» **Work to complete**
Write out the listing below exactly, and omit any images you find in it.

» **Material provided**
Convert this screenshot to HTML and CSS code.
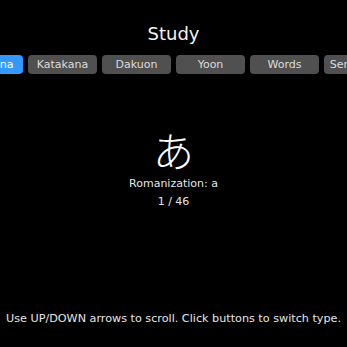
FILE: index.html
```html
<!DOCTYPE html>
<html lang="en">
<head>
    <meta charset="UTF-8">
    <meta name="viewport" content="width=device-width, initial-scale=1.0">
    <title>Study</title>
    <link rel="stylesheet" href="styles.css">
</head>
<body>

<h1 class="title">Study</h1>

<div class="tabs">
    <div class="tab-row">
        <button class="tab active">Hiragana</button>
        <button class="tab">Katakana</button>
        <button class="tab">Dakuon</button>
        <button class="tab">Yoon</button>
        <button class="tab">Words</button>
        <button class="tab">Sentences</button>
    </div>
</div>

<div class="card">
    <div class="kana">あ</div>
    <div class="info">Romanization: a</div>
    <div class="info">1 / 46</div>
</div>

<div class="hint">Use UP/DOWN arrows to scroll. Click buttons to switch type.</div>

</body>
</html>
```

FILE: styles.css
```css
html, body {
    margin: 0;
    padding: 0;
    background: #000;
}
body {
    height: 347px;
    overflow: hidden;
    display: flex;
    flex-direction: column;
    font-family: "DejaVu Sans", sans-serif;
    color: #e6e6e6;
}
.title {
    margin: 23px 0 0;
    font-size: 18px;
    font-weight: normal;
    line-height: 22px;
    text-align: center;
    color: #f2f2f2;
}
.tabs {
    margin-top: 10px;
    overflow: hidden;
}
.tab-row {
    display: flex;
    gap: 5px;
    margin-left: -46px;
}
.tab {
    flex-shrink: 0;
    width: 69px;
    height: 19px;
    padding: 0;
    border: none;
    border-radius: 4px;
    background: #505050;
    color: #dcdcdc;
    font-family: "DejaVu Sans", sans-serif;
    font-size: 11px;
    line-height: 19px;
    text-align: center;
    white-space: nowrap;
    overflow: hidden;
}
.tab.active {
    background: #3399ff;
    color: #fff;
}
.card {
    margin-top: 51px;
    display: flex;
    flex-direction: column;
    align-items: center;
}
.kana {
    font-family: "Noto Sans CJK JP", sans-serif;
    font-size: 41px;
    font-weight: 200;
    line-height: 48px;
    margin-bottom: 2px;
    color: #fff;
}
.info {
    font-size: 11px;
    line-height: 18px;
}
.hint {
    margin-top: auto;
    margin-bottom: 21px;
    font-size: 11.2px;
    line-height: 14px;
    text-align: center;
}
```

» **Finished answer**
Convert this screenshot to HTML and CSS code.
FILE: index.html
```html
<!DOCTYPE html>
<html lang="en">
<head>
    <meta charset="UTF-8">
    <meta name="viewport" content="width=device-width, initial-scale=1.0">
    <title>Study</title>
    <link rel="stylesheet" href="styles.css">
</head>
<body>

<h1 class="title">Study</h1>

<div class="tabs">
    <div class="tab-row">
        <button class="tab active">Hiragana</button>
        <button class="tab">Katakana</button>
        <button class="tab">Dakuon</button>
        <button class="tab">Yoon</button>
        <button class="tab">Words</button>
        <button class="tab">Sentences</button>
    </div>
</div>

<div class="card">
    <div class="kana">あ</div>
    <div class="info">Romanization: a</div>
    <div class="info">1 / 46</div>
</div>

<div class="hint">Use UP/DOWN arrows to scroll. Click buttons to switch type.</div>

</body>
</html>
```

FILE: styles.css
```css
html, body {
    margin: 0;
    padding: 0;
    background: #000;
}
body {
    height: 347px;
    overflow: hidden;
    display: flex;
    flex-direction: column;
    font-family: "DejaVu Sans", sans-serif;
    color: #e6e6e6;
}
.title {
    margin: 23px 0 0;
    font-size: 18px;
    font-weight: normal;
    line-height: 22px;
    text-align: center;
    color: #f2f2f2;
}
.tabs {
    margin-top: 10px;
    overflow: hidden;
}
.tab-row {
    display: flex;
    gap: 5px;
    margin-left: -46px;
}
.tab {
    flex-shrink: 0;
    width: 69px;
    height: 19px;
    padding: 0;
    border: none;
    border-radius: 4px;
    background: #505050;
    color: #dcdcdc;
    font-family: "DejaVu Sans", sans-serif;
    font-size: 11px;
    line-height: 19px;
    text-align: center;
    white-space: nowrap;
    overflow: hidden;
}
.tab.active {
    background: #3399ff;
    color: #fff;
}
.card {
    margin-top: 51px;
    display: flex;
    flex-direction: column;
    align-items: center;
}
.kana {
    font-family: "Noto Sans CJK JP", sans-serif;
    font-size: 41px;
    font-weight: 200;
    line-height: 48px;
    margin-bottom: 2px;
    color: #fff;
}
.info {
    font-size: 11px;
    line-height: 18px;
}
.hint {
    margin-top: auto;
    margin-bottom: 21px;
    font-size: 11.2px;
    line-height: 14px;
    text-align: center;
}
```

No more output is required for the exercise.